Technology has changed the basic set of tools for navigation. Google Earth can provide a valuable view that complements on board charts, whether we have an internet connection or not: caching regional images beforehand keeps them accessible. Linked to a GPS, we found it to be more accurate in some places than our electronic charts and offering a valuable visual aid, such as determining a route into an atoll. Beyond onboard navigation, Google Earth and street navigation applications make it easier to get around in unfamiliar areas, especially where English isn’t the local language.
As quickly as we were enamored of tablet navigation, the importance of an alternate source became apparent.  We had looked forward to testing out Google Earth in remote parts of Papua New Guinea. We didn’t count on iTunes locking us out until we could download the latest version- a lockout that happened after we left the internet-friendly shores of Australia. PNG doesn’t build roads for most of its people, so you can imagine it wasn’t easy to find internet access sufficient to download the monster update file.  It took a few months before we could use the app.
It’s easier than ever to go cruising sooner or longer by using internet access to continue work. We have met cruisers engaged in a range of part time to full time employment including stock speculation, freelance writing, illustration, and more because they can work remotely. Anchored next to Totem in the waters off Pulau Tioman, Malaysia, is an Australian family that has been able to cruise for years because they remotely manage a business at home. The internet requirement does limit their choice of destinations, but they have still managed to cruise through relatively remote areas like Vanuatu. It just took a little more advance planning.
Ready access to a large body of information can filter destinations in another way, too. What is written (or, not written) about a place will influence where many choose to go. In some cases, it can open doors: our documentation of a safe route through Papua New Guinea prompted a number of other cruisers to change their plans and visit instead of skipping this fascinating place. On the other hand, wonderful places which miss out on anecdotal or blog coverage can be left off itineraries altogether.
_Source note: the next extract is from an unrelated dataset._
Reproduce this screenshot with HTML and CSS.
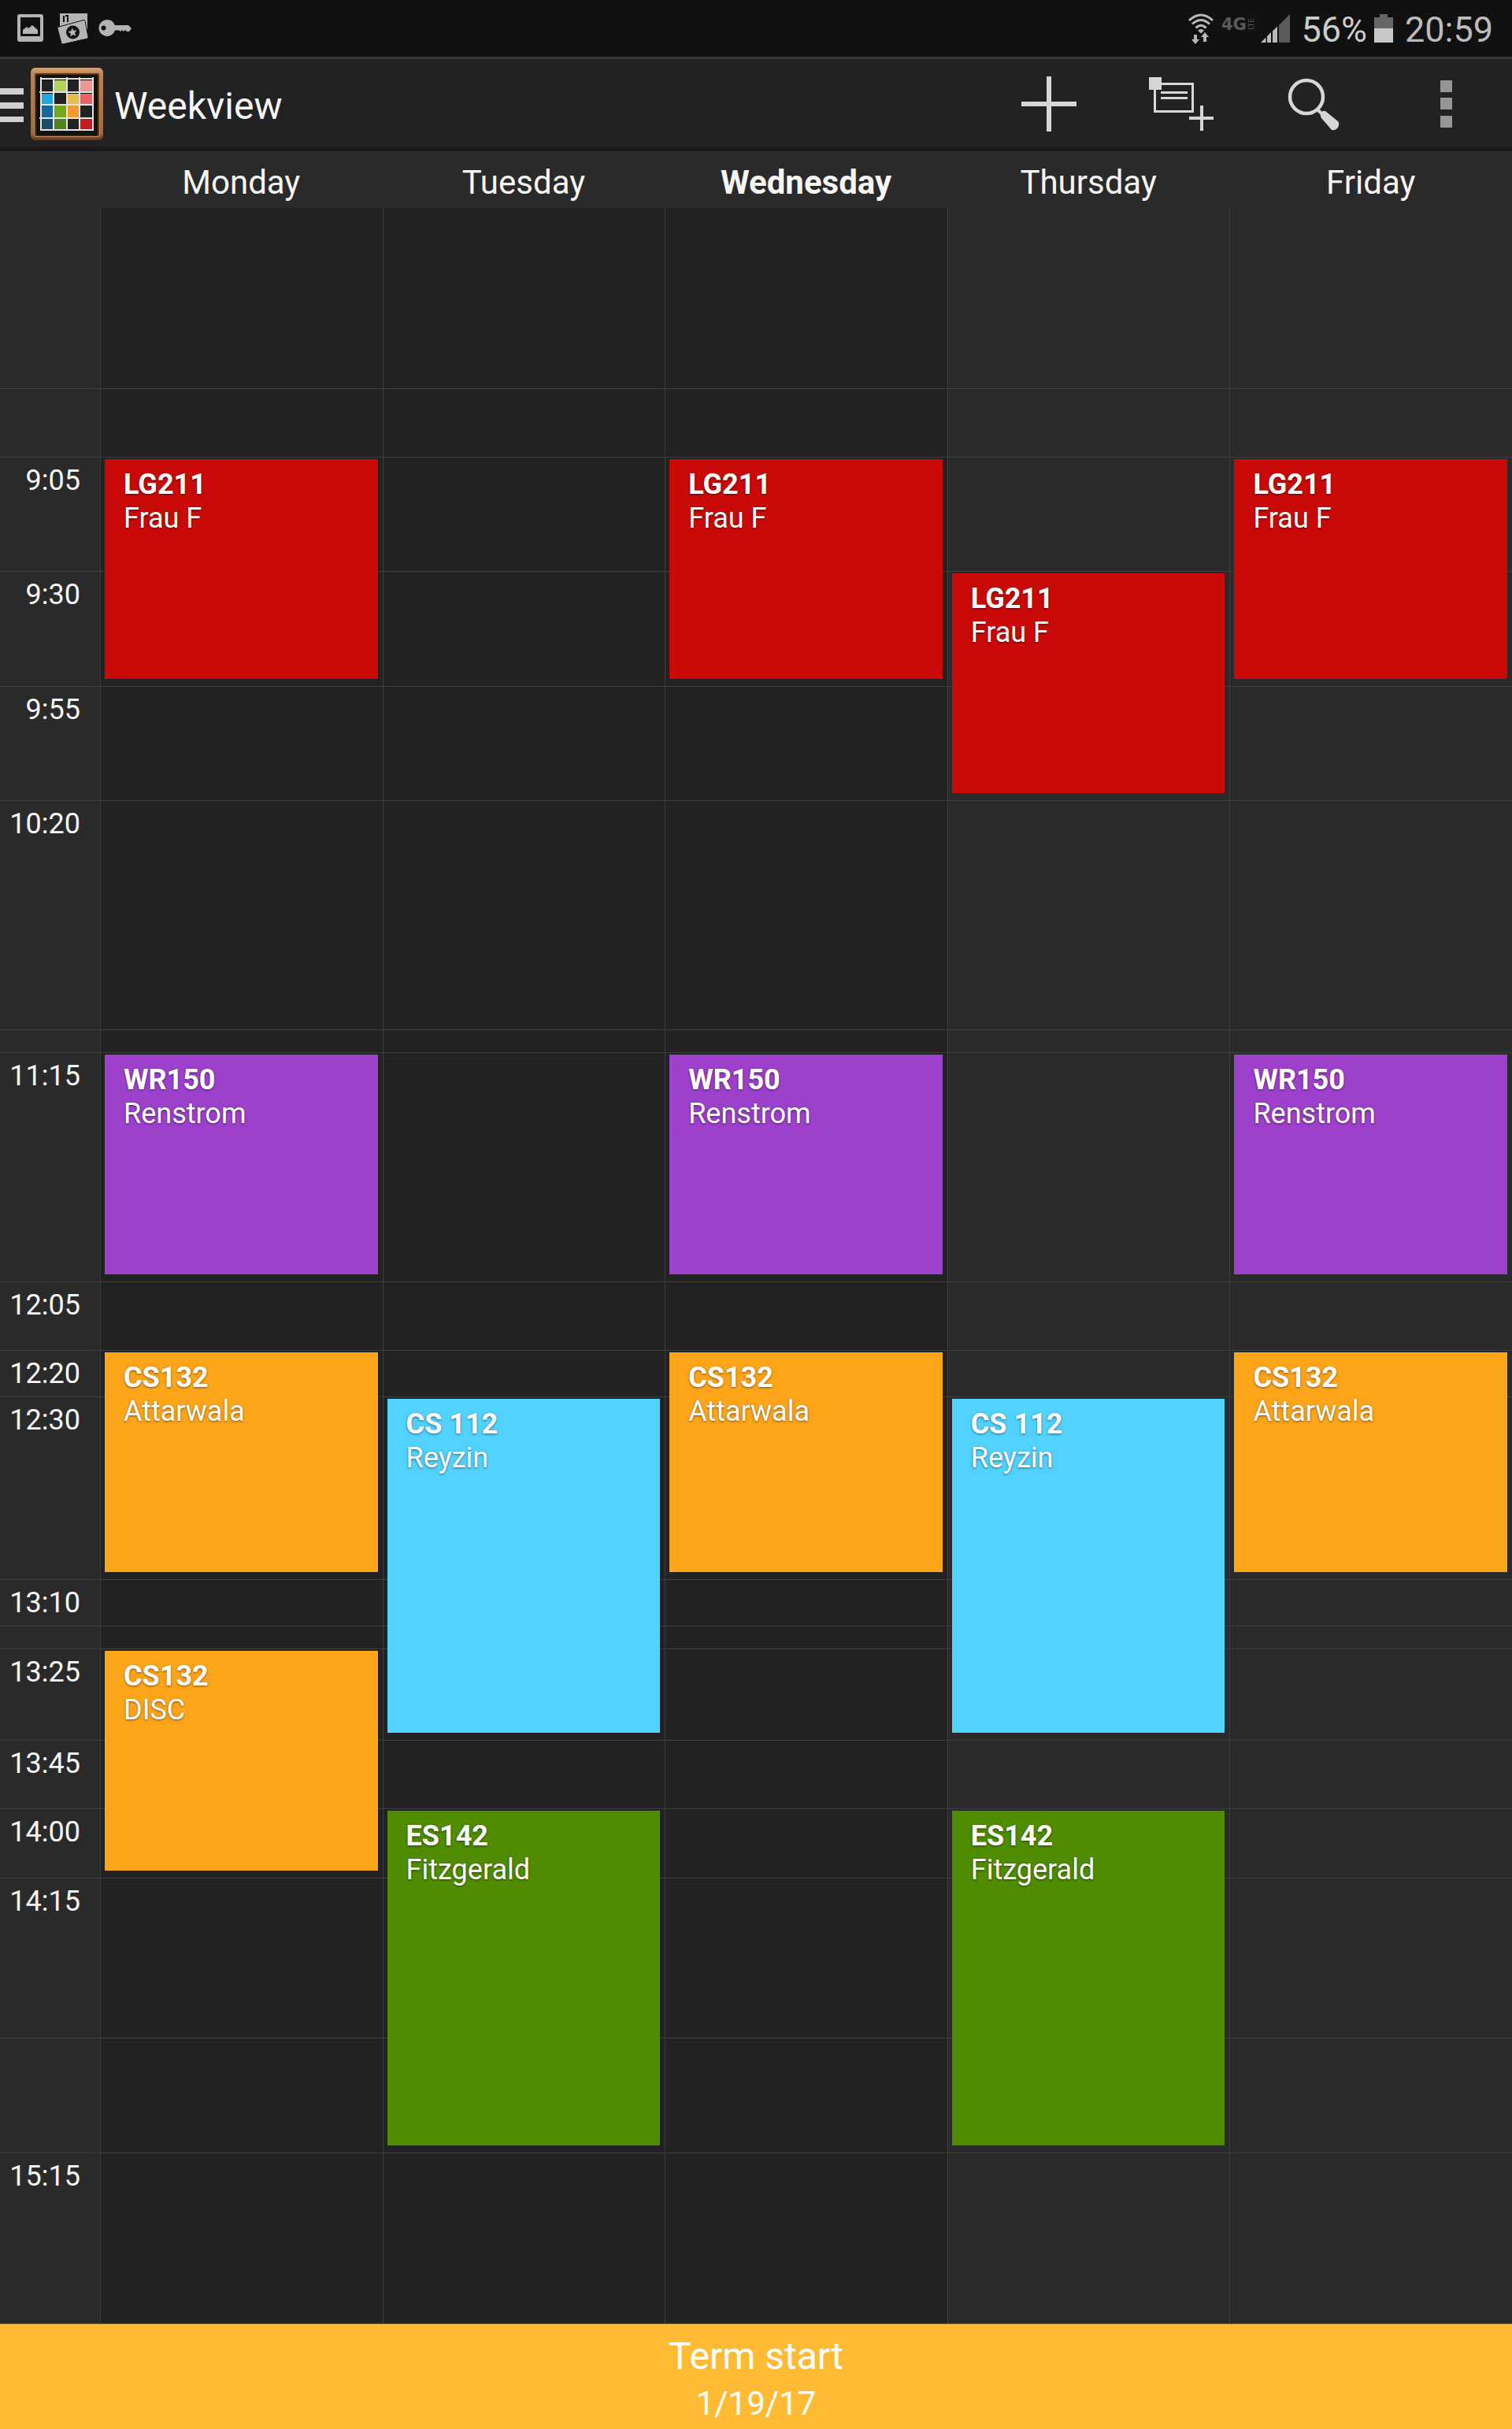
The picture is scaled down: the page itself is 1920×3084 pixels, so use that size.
FILE: index.html
```html
<!DOCTYPE html>
<html lang="en">
<head>
<meta charset="utf-8">
<meta name="viewport" content="width=device-width, initial-scale=1">
<title>Weekview</title>
<link rel="stylesheet" href="styles.css">
</head>
<body>
<div class="status-bar">
  <div class="status-notices">
    <svg class="notice-image" width="34" height="36" viewBox="0 0 34 36" aria-hidden="true">
      <path fill="#b4b4b4" fill-rule="evenodd" d="M3 0h27a3 3 0 0 1 3 3v29a3 3 0 0 1-3 3H3a3 3 0 0 1-3-3V3a3 3 0 0 1 3-3zM4 4v24h25V4z"/>
      <path fill="#b4b4b4" d="M7 25v-5l5-4 2 2 5-4 7 6v5z"/>
    </svg>
    <svg class="notice-photos" width="40" height="42" viewBox="0 0 40 42" aria-hidden="true">
      <path fill="#b4b4b4" d="M3 2h35v20L3 18z"/>
      <path fill="none" stroke="#111" stroke-width="2" d="M8 5v8M10 5h3v8"/>
      <path fill="#b4b4b4" stroke="#111" stroke-width="1" d="M0 19.500 33 10.500a1.500 1.500 0 0 1 2 1L39 32a1.500 1.500 0 0 1-1 2L7 41a1.500 1.500 0 0 1-2-1L0 21z"/>
      <circle cx="19.500" cy="26" r="8.500" fill="#111"/>
      <path fill="#b4b4b4" d="m18.500 20.500 2 3.500 4-.5-2.500 3.200 1.500 3.800-3.800-1.500-3.200 2.500.3-4-3.500-2.200 4-1z"/>
    </svg>
    <svg class="notice-key" width="43" height="24" viewBox="0 0 43 24" aria-hidden="true">
      <path fill="#b4b4b4" fill-rule="evenodd" d="M11 1a10.500 10.500 0 0 1 9.800 7H38l4 4-3 4h-3l-2-2-2 2-2-2-2 2-2-1.500h-5A10.500 10.500 0 1 1 11 1zM6.500 8.500a3 3 0 1 0 0 6 3 3 0 0 0 0-6z"/>
    </svg>
  </div>
  <div class="status-system">
    <svg width="34" height="40" viewBox="0 0 34 40" role="img" aria-label="Wi-Fi">
      <g fill="none" stroke="#b8b8b8" stroke-width="3">
        <path d="M2 10Q17-4 32 10"/>
        <path d="M6 14.500Q17 4.500 28 14.500"/>
        <path d="M10.500 19.500Q17 13 23.500 19.500"/>
      </g>
      <path fill="#b8b8b8" d="M13 22.500q4-3 8 0l-4 4zM8 28h4v6h3l-5 6-5-6h3zM20 37h4v-6h3l-5-6-5 6h3z"/>
    </svg>
    <svg class="network" width="42" height="40" viewBox="0 0 42 40" role="img" aria-label="4G LTE">
      <text class="network-main" x="0" y="22">4G</text>
      <text class="network-sub" transform="translate(41 22) rotate(-90)">LTE</text>
    </svg>
    <svg class="signal" width="38" height="40" viewBox="0 0 38 40" role="img" aria-label="Signal strength">
      <path fill="#5a5a5a" d="M23 16 37 2v36H23z"/>
      <path fill="#b8b8b8" d="M0 38l6.500-6.500V38zM8 30l5-5v13H8zM15 23.500l6-6V38h-6z"/>
    </svg>
    <span class="status-text battery-level">56%</span>
    <svg class="battery" width="26" height="40" viewBox="0 0 26 40" role="img" aria-label="Battery">
      <path fill="#666" d="M8 2h10v4h7v14H1V6h7z"/>
      <path fill="#c8c8c8" d="M1 20h24v18H1z"/>
    </svg>
    <time class="status-text clock">20:59</time>
  </div>
</div>

<header class="app-bar">
  <button class="home" type="button" aria-label="Open navigation">
    <svg width="30" height="46" viewBox="0 0 30 46" aria-hidden="true">
      <path fill="#d0d0d0" d="M0 3h30v8H0zM0 21h30v8H0zM0 39h30v7H0z"/>
    </svg>
    <svg class="logo" width="92" height="92" viewBox="0 0 92 92" aria-hidden="true">
      <defs>
        <linearGradient id="frame" x1="0" y1="0" x2="0" y2="1">
          <stop offset="0" stop-color="#d8a67a"/>
          <stop offset=".08" stop-color="#b9835a"/>
          <stop offset=".9" stop-color="#9c6840"/>
          <stop offset="1" stop-color="#643516"/>
        </linearGradient>
      </defs>
      <rect width="92" height="92" rx="6" fill="url(#frame)"/>
      <rect x="4" y="6" width="84" height="82" rx="3" fill="#c08a5c"/>
      <rect x="5" y="7" width="82" height="80" rx="2" fill="#5e3417"/>
      <rect x="7" y="9" width="78" height="77" rx="1" fill="#121212"/>
      <path fill="#222" d="M14 16h14v15H14zM47 16h14v15H47zM30 33h15v13H30zM63 48h15v15H63zM47 65h14v13H47z"/>
      <path fill="#b4d25c" d="M30 16h15v15H30z"/><path fill="#e59a98" d="M63 16h15v15H63z"/>
      <path fill="#1ea9dc" d="M14 33h14v13H14z"/><path fill="#e8bb50" d="M47 33h14v13H47z"/><path fill="#e96468" d="M63 33h15v13H63z"/>
      <path fill="#18699a" d="M14 48h14v15H14z"/><path fill="#74a81a" d="M30 48h15v15H30z"/><path fill="#f09c2c" d="M47 48h14v15H47z"/>
      <path fill="#174e69" d="M14 65h14v13H14z"/><path fill="#4f8518" d="M30 65h15v13H30z"/><path fill="#c01c22" d="M63 65h15v13H63z"/>
      <path fill="none" stroke="#e4e4e4" stroke-width="2" d="M13 12v68M29 13v66M46 12v67M62 12v68M79 12v68M12 14h68M11 31h68M12 47h67M11 64h68M12 79h68"/>
    </svg>
  </button>
  <h1 class="title">Weekview</h1>
  <div class="actions">
    <button class="action" type="button" aria-label="Add lesson">
      <svg width="84" height="72" viewBox="0 0 84 72" aria-hidden="true">
        <path fill="#d6d6d6" d="M39 1h6v32h32v6H45v32h-6V39H7v-6h32z"/>
      </svg>
    </button>
    <button class="action" type="button" aria-label="Add task">
      <svg width="84" height="72" viewBox="0 0 84 72" aria-hidden="true">
        <path fill="#d6d6d6" d="M1 2h16v16H1z"/>
        <path fill="none" stroke="#d6d6d6" stroke-width="3" d="M17 10.500h39.500v35h-48V18M16 21.500h34M16 28.500h34"/>
        <path fill="#d6d6d6" d="M66 38h4v14h13v4H70v14h-4V56H52v-4h14z"/>
      </svg>
    </button>
    <button class="action" type="button" aria-label="Search">
      <svg width="84" height="72" viewBox="0 0 84 72" aria-hidden="true">
        <circle cx="33" cy="27" r="21" fill="none" stroke="#d6d6d6" stroke-width="4.500"/>
        <path stroke="#d6d6d6" stroke-width="4" d="m46 42 6 6"/>
        <path fill="#d6d6d6" d="M51 48q2-4 6-3l16 13q3 4-1 9-3 3-7 2L52 54q-2-3-1-6z"/>
      </svg>
    </button>
    <button class="action" type="button" aria-label="More options">
      <svg width="84" height="72" viewBox="0 0 84 72" aria-hidden="true">
        <path fill="#969696" d="M35 6h15v15H35zM35 28h15v15H35zM35 51h15v15H35z"/>
      </svg>
    </button>
  </div>
</header>

<div class="day-names">
  <span class="day-name mon">Monday</span>
  <span class="day-name tue">Tuesday</span>
  <strong class="day-name wed">Wednesday</strong>
  <span class="day-name thu">Thursday</span>
  <span class="day-name fri">Friday</span>
</div>

<main class="week">
  <div class="day past mon"></div>
  <div class="day past tue"></div>
  <div class="day past wed"></div>
  <div class="day thu"></div>
  <div class="day fri"></div>

  <div class="slot" style="grid-row: t0850"></div>
  <div class="slot" style="grid-row: t0905"><time>9:05</time></div>
  <div class="slot" style="grid-row: t0930"><time>9:30</time></div>
  <div class="slot" style="grid-row: t0955"><time>9:55</time></div>
  <div class="slot" style="grid-row: t1020"><time>10:20</time></div>
  <div class="slot" style="grid-row: t1110"></div>
  <div class="slot" style="grid-row: t1115"><time>11:15</time></div>
  <div class="slot" style="grid-row: t1205"><time>12:05</time></div>
  <div class="slot" style="grid-row: t1220"><time>12:20</time></div>
  <div class="slot" style="grid-row: t1230"><time>12:30</time></div>
  <div class="slot" style="grid-row: t1310"><time>13:10</time></div>
  <div class="slot" style="grid-row: t1320"></div>
  <div class="slot" style="grid-row: t1325"><time>13:25</time></div>
  <div class="slot" style="grid-row: t1345"><time>13:45</time></div>
  <div class="slot" style="grid-row: t1400"><time>14:00</time></div>
  <div class="slot" style="grid-row: t1415"><time>14:15</time></div>
  <div class="slot" style="grid-row: t1450"></div>
  <div class="slot" style="grid-row: t1515"><time>15:15</time></div>

  <article class="lesson german mon" style="grid-row: t0905 / t0955"><h2>LG211</h2><p>Frau F</p></article>
  <article class="lesson writing mon" style="grid-row: t1115 / t1205"><h2>WR150</h2><p>Renstrom</p></article>
  <article class="lesson maths mon" style="grid-row: t1220 / t1310"><h2>CS132</h2><p>Attarwala</p></article>
  <article class="lesson maths mon" style="grid-row: t1325 / t1415"><h2>CS132</h2><p>DISC</p></article>

  <article class="lesson computing tue" style="grid-row: t1230 / t1345"><h2>CS 112</h2><p>Reyzin</p></article>
  <article class="lesson earth tue" style="grid-row: t1400 / t1515"><h2>ES142</h2><p>Fitzgerald</p></article>

  <article class="lesson german wed" style="grid-row: t0905 / t0955"><h2>LG211</h2><p>Frau F</p></article>
  <article class="lesson writing wed" style="grid-row: t1115 / t1205"><h2>WR150</h2><p>Renstrom</p></article>
  <article class="lesson maths wed" style="grid-row: t1220 / t1310"><h2>CS132</h2><p>Attarwala</p></article>

  <article class="lesson german thu" style="grid-row: t0930 / t1020"><h2>LG211</h2><p>Frau F</p></article>
  <article class="lesson computing thu" style="grid-row: t1230 / t1345"><h2>CS 112</h2><p>Reyzin</p></article>
  <article class="lesson earth thu" style="grid-row: t1400 / t1515"><h2>ES142</h2><p>Fitzgerald</p></article>

  <article class="lesson german fri" style="grid-row: t0905 / t0955"><h2>LG211</h2><p>Frau F</p></article>
  <article class="lesson writing fri" style="grid-row: t1115 / t1205"><h2>WR150</h2><p>Renstrom</p></article>
  <article class="lesson maths fri" style="grid-row: t1220 / t1310"><h2>CS132</h2><p>Attarwala</p></article>
</main>

<footer class="term">
  <p class="term-title">Term start</p>
  <p class="term-date">1/19/17</p>
</footer>
</body>
</html>
```
FILE: styles.css
```css
:root {
  --panel: #2a2a2a;
  --panel-dark: #222;
  --line: #3d3d3d;
  --columns: 127px repeat(5, minmax(0, 1fr));
}

* {
  box-sizing: border-box;
}

body {
  margin: 0;
  min-height: 100vh;
  display: flex;
  flex-direction: column;
  background: var(--panel);
  color: #f6f6f6;
  font-family: Roboto, "Liberation Sans", sans-serif;
}

h1,
h2,
p {
  margin: 0;
  font-weight: 400;
}

svg {
  display: block;
  flex: none;
}

button {
  margin: 0;
  padding: 0;
  border: 0;
  background: none;
  color: inherit;
  font: inherit;
  cursor: pointer;
}

/* Status bar */
.status-bar {
  display: flex;
  justify-content: space-between;
  height: 75px;
  padding: 0 24px 0 22px;
  border-bottom: 3px solid #383838;
  background: #111;
}

.status-notices,
.status-system {
  display: flex;
  align-items: center;
}

.notice-photos {
  margin-left: 17px;
}

.notice-key {
  margin-left: 12px;
}

.network {
  margin-left: 9px;
  fill: #5a5a5a;
}

.network-main {
  font: 700 21px "DejaVu Sans", sans-serif;
}

.network-sub {
  font: 9px "DejaVu Sans", sans-serif;
}

.signal {
  margin-left: 8px;
}

.status-text {
  padding-top: 4px;
  color: #bcbcbc;
  font-size: 45px;
  line-height: 60px;
}

.battery-level {
  margin-left: 13px;
  color: #ccc;
}

.battery {
  margin: 0 14px 0 8px;
}

/* App bar */
.app-bar {
  display: flex;
  align-items: center;
  height: 117px;
  padding-bottom: 3px;
  background: var(--panel-dark);
  box-shadow: inset 0 -6px #1b1b1b;
}

.home {
  display: flex;
  align-items: center;
  gap: 9px;
}

.title {
  margin-left: 14px;
  padding-top: 6px;
  font-size: 48px;
  line-height: 60px;
}

.actions {
  display: flex;
  margin-left: auto;
}

.action {
  display: flex;
  justify-content: center;
  width: 168px;
}

/* Week grid */
.day-names {
  display: grid;
  grid-template-columns: var(--columns);
  padding: 15px 0 7px;
  font-size: 42px;
  line-height: 50px;
  text-align: center;
}

.mon { grid-column: 2; }
.tue { grid-column: 3; }
.wed { grid-column: 4; }
.thu { grid-column: 5; }
.fri { grid-column: 6; }

.week {
  flex: 1;
  display: grid;
  grid-template-columns: var(--columns);
  grid-template-rows:
    229px
    [t0850] 87px
    [t0905] 145px
    [t0930] 146px
    [t0955] 145px
    [t1020] 291px
    [t1110] 29px
    [t1115] 291px
    [t1205] 87px
    [t1220] 59px
    [t1230] 232px
    [t1310] 59px
    [t1320] 29px
    [t1325] 116px
    [t1345] 87px
    [t1400] 88px
    [t1415] 203px
    [t1450] 146px
    [t1515] minmax(180px, 1fr);
}

.day {
  grid-row: 1 / -1;
  border-left: 1px solid var(--line);
}

.past {
  background: var(--panel-dark);
}

.slot {
  grid-column: 1 / -1;
  display: grid;
  grid-template-columns: var(--columns);
  align-items: start;
  border-top: 1px solid var(--line);
}

.slot time {
  padding: 8px 25px 0 0;
  font-size: 36px;
  line-height: 43px;
  text-align: right;
}

.lesson {
  margin: 3px 6px 9px;
  padding: 11px 24px;
  overflow: hidden;
  color: #fff;
  font-size: 36px;
  line-height: 43px;
  text-shadow: 0 1px 3px rgba(0, 0, 0, .5);
}

.lesson h2 {
  font-size: inherit;
  font-weight: 700;
}

.german { background: #c90a08; }
.writing { background: #9d40cc; }
.maths { background: #ffa51a; }
.computing { background: #52d2ff; }
.earth { background: #4f8c00; }

/* Term banner */
.term {
  padding: 11px 0 2px;
  border-top: 1px solid #8c6a2c;
  background: #ffbb33;
  color: #fff;
  line-height: 60px;
  text-align: center;
}

.term-title {
  font-size: 48px;
}

.term-date {
  font-size: 42px;
}
```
All this great information can sometimes be misleading. Data becomes obsolete, rules change, and updates aren’t always consistent. We had the frustrating experience of using a list of service centers as a significant factor in our selection of a life raft brand. We realized too late that the manufacture lists centers which have long since stopped supporting the brand, and refuse to recertify. This became a serious problem when we were thousands of miles from another option and have a life raft increasingly past expiration, with ocean miles ahead.
For better or for worse, easy communications has also supported a new standard for official reporting. In Australia, visiting boats are required to give at least 96 hours advance notice of arrival to clearance authorities. It is assumed that this is understood and easy to act upon, although passages from countries nearby (New Caledonia, New Zealand, Vanuatu) can easily take a week. A vessel arriving into Coffs Harbor the same day we did in 2010 had failed to send their notification. It didn’t matter that they’d had just experienced a harrowing passage with equipment failure; the lack of notice cost them thousands of dollars in fines.
There is a dark side to all this great enablement that technology has brought. When you go out for a weekend cruise, does the way you use your cell phone / ipad / ebook reader get put in perspective, or is it as much of a distraction as it can be in everyday life? One of the wonderful things about getting on a boat and casting off is the opportunity to tune down the usual background noise of life, and instead be present to admire the world around you or reconnect with friends and family.
Instead of hanging around in a lonely phone booth on Nuku Hiva, it’s pretty great to be able to Skype from the anchorage to talk to loved ones. Some might debate the loss of the romance of remote and disconnected travel, but it’s still out there if you want to chase it, be that on the backside of Vancouver Island or the remote atolls of the Pacific. Meanwhile, instead of sending blue airmail envelopes folded from whisper-thin letter paper and hoping for the best, I’ll take the nearly instant gratification of email and appreciate what technology has done for our world.
Where do you land on the technology spectrum? Is internet on board an essential utility, or will you happily while away weeks away from connectivity?